Wendy Tones, 49, says there is something desperately wrong with a health care system that won't pay for home care coverage for somebody in her condition.
Tones was diagnosed with Parkinson's two years ago. Since then, the degenerative central nervous system disorder has taken over her life, leaving her barely able to walk or care for herself.
Tones says she is writing a book so she can build awareness about Parkinson's while she still has her strength.
"I stay strong because I know I have a purpose with this Parkinson's, I have to put it out there that Parkinson's is more than a shaking disease. It's so much more and people don't understand," Tones says.
Tones has Medicare coverage, but says it will not pay for the long-term home care she needs to stay out of a nursing home. Sooner or later, she says, she will end up in a life-threatening situation while trying to live independently and save taxpayers the millions of dollars nursing home care would cost them.
She says she knows of a perfect aid willing to care for her, but there's just no funding.
Sen. Richard Blumenthal says lawmakers need to change Medicare so Wendy and other people with degenerative disorders can receive long-term home-care benefits to help preserve their independence.
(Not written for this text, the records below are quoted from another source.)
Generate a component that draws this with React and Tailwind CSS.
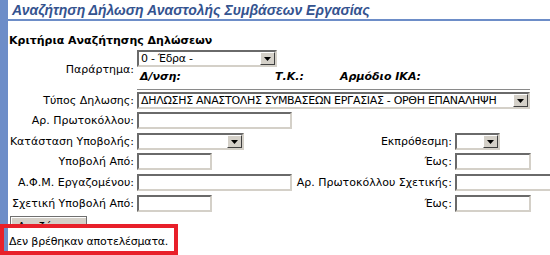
import React from 'react';

const font = { fontFamily: '"DejaVu Sans", Verdana, Tahoma, sans-serif' };

function Select({ w, text }) {
    return (
        <div className={`flex h-[17px] shrink-0 ${w} border-2 border-t-[#6a6a6a] border-l-[#6a6a6a] border-b-[#d4d0c8] border-r-[#d4d0c8] bg-white`}>
            <div className="flex-1 overflow-hidden whitespace-nowrap pl-[2px] leading-[13px] tracking-[-0.3px]">{text}</div>
            <div className="flex w-[15px] items-center justify-center border border-t-white border-l-white border-b-[#404040] border-r-[#404040] bg-[#d4d0c8]">
                <svg width="7" height="4" viewBox="0 0 7 4">
                    <path d="M0 0h7L3.5 4z" fill="#000" />
                </svg>
            </div>
        </div>
    );
}

function Input({ w }) {
    return <div className={`h-[17px] shrink-0 ${w} border-2 border-t-[#6a6a6a] border-l-[#6a6a6a] border-b-[#d4d0c8] border-r-[#d4d0c8] bg-white`} />;
}

function Row({ label, mt, children, rightLabel, right }) {
    return (
        <div className={`flex h-[17px] items-center ${mt}`}>
            <div className="w-[129px] shrink-0 whitespace-nowrap pr-[3px] text-right">{label}</div>
            {rightLabel ? (
                <>
                    <div className="flex w-[318px] shrink-0 items-center">
                        {children}
                        <div className="flex-1 whitespace-nowrap pr-[3px] text-right">{rightLabel}</div>
                    </div>
                    {right}
                </>
            ) : (
                children
            )}
        </div>
    );
}

export default function App() {
    return (
        <div className="relative flex h-[255px] w-[550px] overflow-hidden bg-white text-[11px] leading-[14px] text-black" style={font}>
            <div className="w-2 shrink-0 bg-[#6d8dc8]" />
            <div className="flex-1">
                <div className="h-[21px] whitespace-nowrap border-b-2 border-[#6d8dc8] pl-1 pt-[2px] font-['Liberation_Sans',Arial,sans-serif] text-[14px] font-bold italic leading-[16px] text-[#34538f]">
                    Αναζήτηση Δήλωση Αναστολής Συμβάσεων Εργασίας
                </div>
                <div className="mt-[13px] pl-[1px] font-bold">Κριτήρια Αναζήτησης Δηλώσεων</div>

                <div className="mt-[2px] flex items-center">
                    <div className="w-[129px] shrink-0 pr-[3px] text-right">Παράρτημα:</div>
                    <div className="flex flex-col">
                        <Select w="w-[140px]" text="0 - Έδρα -" />
                        <div className="mt-[3px] flex pl-[3px] font-bold italic">
                            <span className="w-[135px]">Δ/νση:</span>
                            <span className="w-[65px]">Τ.Κ.:</span>
                            <span>Αρμόδιο ΙΚΑ:</span>
                        </div>
                        <div className="mt-[5px] h-px w-[393px] bg-[#8a8a8a]" />
                    </div>
                </div>

                <Row label="Τύπος Δηλωσης:" mt="mt-[2px]">
                    <Select w="w-[393px]" text="ΔΗΛΩΣΗΣ ΑΝΑΣΤΟΛΗΣ ΣΥΜΒΑΣΕΩΝ ΕΡΓΑΣΙΑΣ - ΟΡΘΗ ΕΠΑΝΑΛΗΨΗ" />
                </Row>
                <Row label="Αρ. Πρωτοκόλλου:" mt="mt-[3px]">
                    <Input w="w-[155px]" />
                </Row>
                <Row label="Κατάσταση Υποβολής:" mt="mt-[4px]" rightLabel="Εκπρόθεσμη:" right={<Select w="w-[45px]" text="" />}>
                    <Select w="w-[107px]" text="" />
                </Row>
                <Row label="Υποβολή Από:" mt="mt-[3px]" rightLabel="Έως:" right={<Input w="w-[76px]" />}>
                    <Input w="w-[75px]" />
                </Row>
                <Row label="Α.Φ.Μ. Εργαζομένου:" mt="mt-[4px]" rightLabel="Αρ. Πρωτοκόλλου Σχετικής:" right={<Input w="w-[155px]" />}>
                    <Input w="w-[155px]" />
                </Row>
                <Row label="Σχετική Υποβολή Από:" mt="mt-[4px]" rightLabel="Έως:" right={<Input w="w-[76px]" />}>
                    <Input w="w-[75px]" />
                </Row>

                <div className="mt-[4px] h-[10px] overflow-hidden pl-[2px]">
                    <button className="h-[21px] w-[77px] border border-[#6f6f6f] bg-[#d4d0c8] leading-[14px] shadow-[inset_1px_1px_0_#fff]">
                        Αναζήτηση
                    </button>
                </div>
                <div className="mt-[9px] pl-[1px] tracking-[-0.2px]">Δεν βρέθηκαν αποτελέσματα.</div>
            </div>
            <div className="absolute left-0 top-[224px] h-[31px] w-[178px] border-4 border-[#e8202a]" />
        </div>
    );
}
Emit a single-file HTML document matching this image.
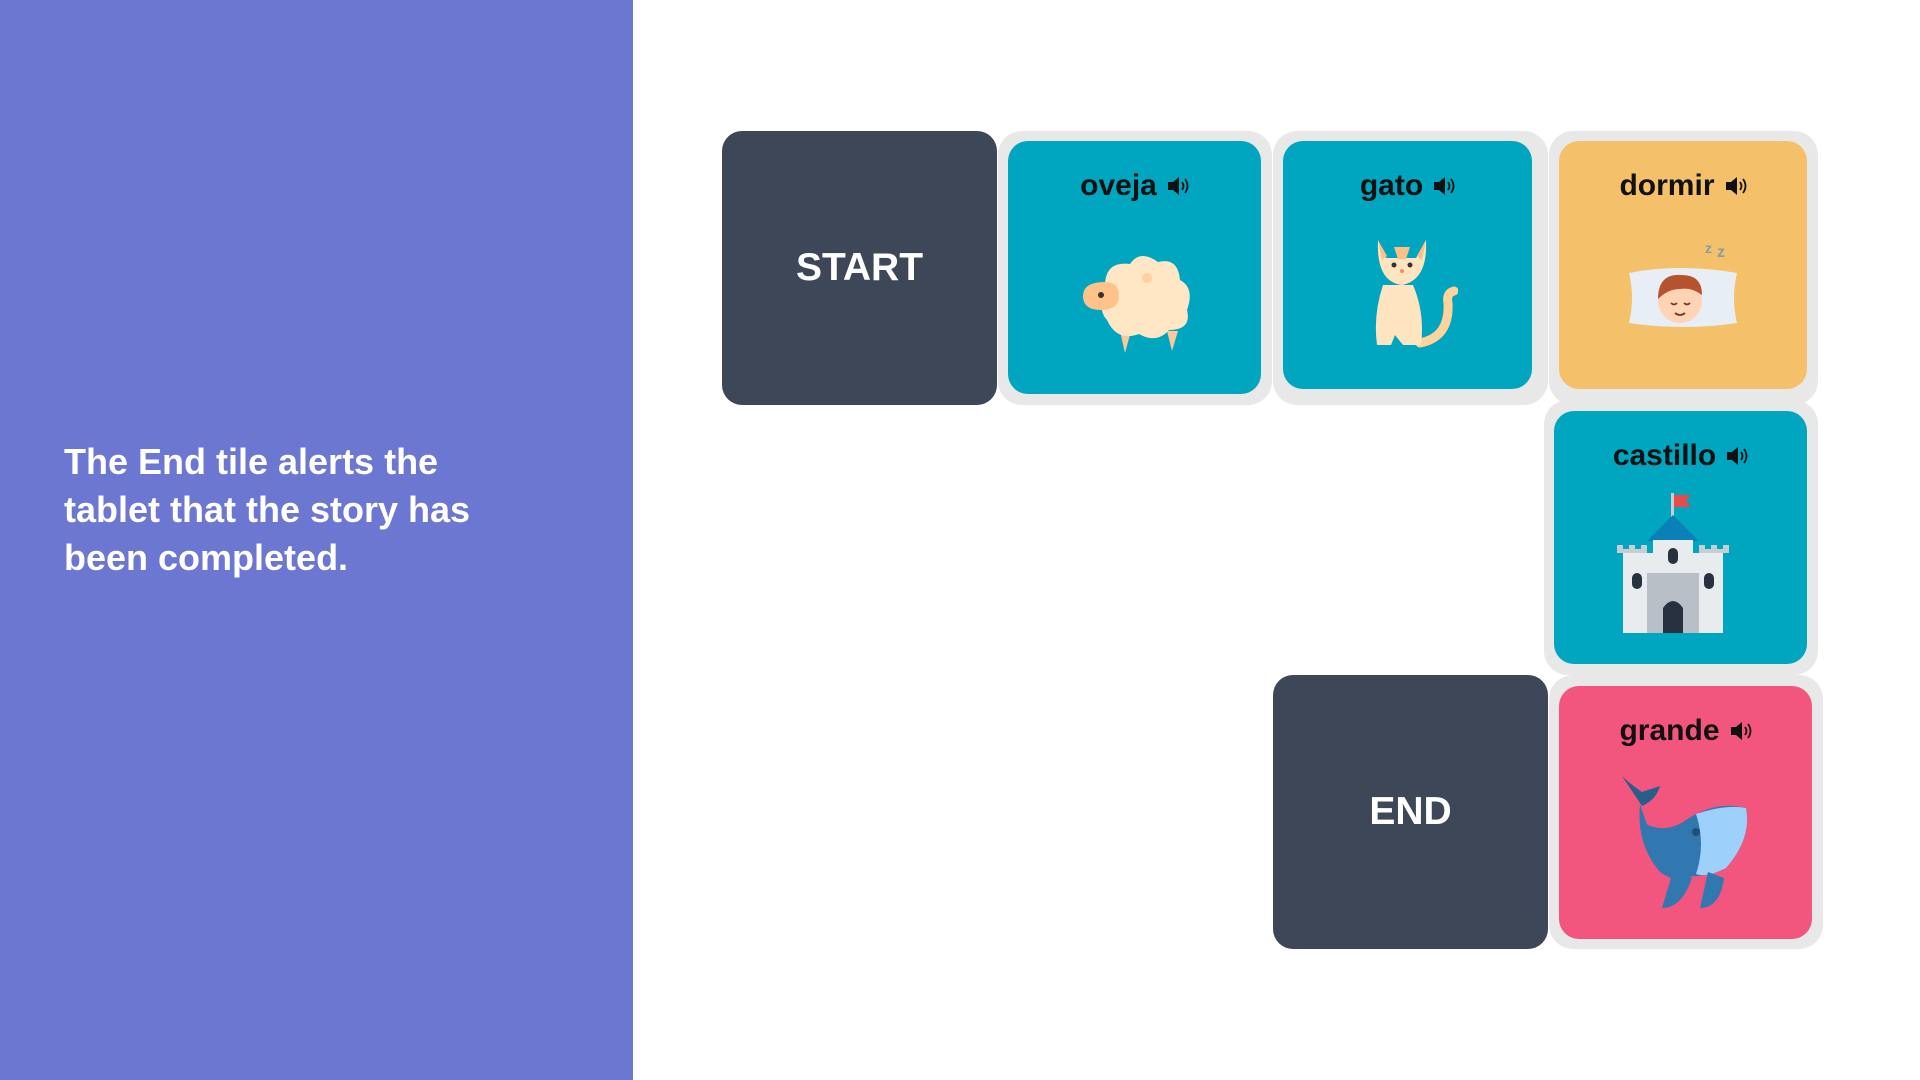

"Wendy Tones has been fighting Parkinson's, we should be fighting for Wendy Tones so she can get coverage for the home care she needs," he said.
In the meantime, Tones says she's hoping and praying for some kind of guidance so she can feel more sure-footed on the road ahead of her.
"I need an advocate to help me because I can't advocate for myself sometimes, because sometimes I can't even talk or get my words out," she says.
Blumenthal says he'll be seeking bipartisan support for what he calls a "common-sense, cost-effective" change in the Medicare program.